US NATURAL GAS: BURNING UP (c) Leo Haviland July 23, 2012

Focus on natural gas days coverage levels for end October 2012 (around the close of inventory build season) and end March 2013 (approximate end of draw period) in the context of price history. Assume normal weather and relatively lofty petroleum prices. What does this perspective reveal? This not only indicates that April 2012’s 190 was a major low and that major support exists around 220/240 (NYMEX nearest futures continuation).
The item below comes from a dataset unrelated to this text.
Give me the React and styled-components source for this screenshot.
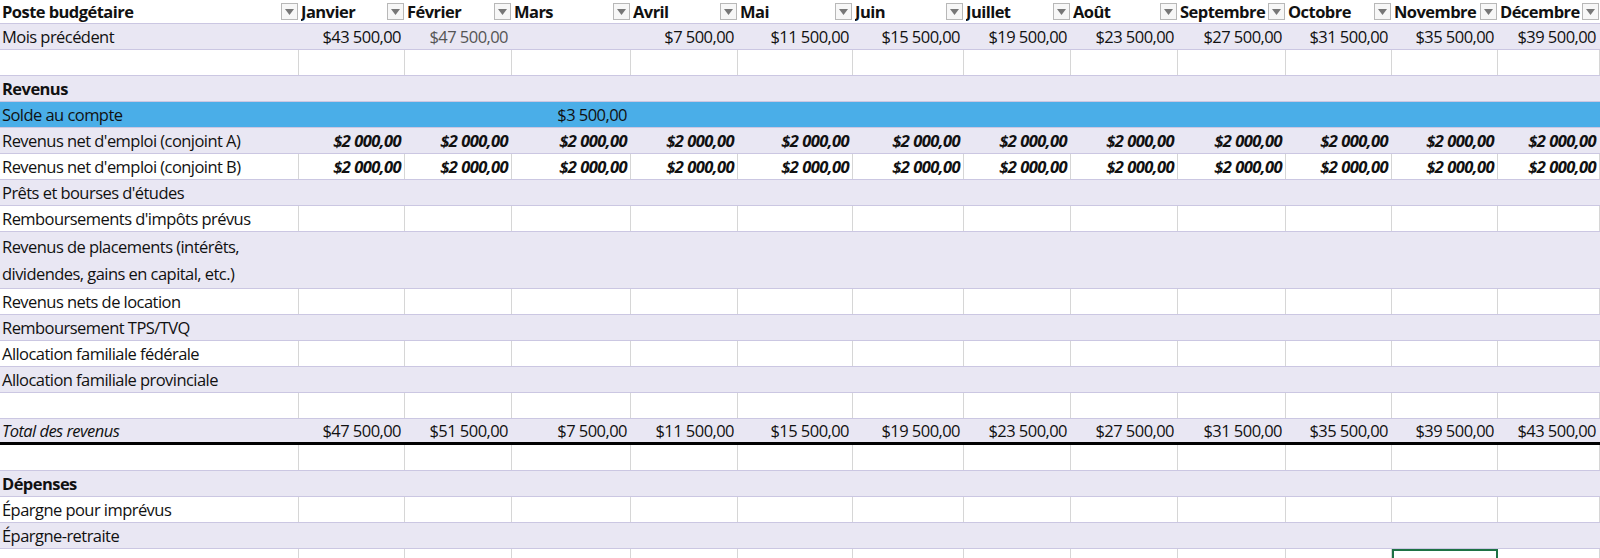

It also justifies a challenge on significant resistance around 317/330. An ascent above that range sometime in the next several months will be difficult but not surprising.

However, days coverage probably will have to sustain a decline in its excess relative to its long run average (1990-2011) to around three days or fewer for natural gas to significantly challenge major resistance looming around 400. The sustained reduction in days coverage to such levels likely will occur eventually, even if it does not occur by the end of March 2013.

However, the duration of about three months from 4/19/12 to date is about that of the 2010 and 2011 spring rallies. This time element warns that one should be cautious about declaring a further big upward move lies in store for the very near term, especially given the proximity of the 317/337 resistance.

But the 2009/early 2010 period teaches an important lesson for natural gas. It strongly suggests that elimination of containment fears, when followed by a dramatic reduction in days coverage, can help to propel natural gas prices much higher (and perhaps quite quickly). Inventory prospects several months out, not just the current (or very near term), matter.

So from the inventory days coverage standpoint, and particularly when read relative to the 2009 context and its eventual price rally from 241, what follows? This huge reduction in oversupply from March 2012 to October 2012 strongly indicates that there was a major low in April 2012 (not a mere interim bottom), that prices will not easily (if at all) come back to that level, and that a major bull move from that April 2012 low (not a mere interim rally) is underway.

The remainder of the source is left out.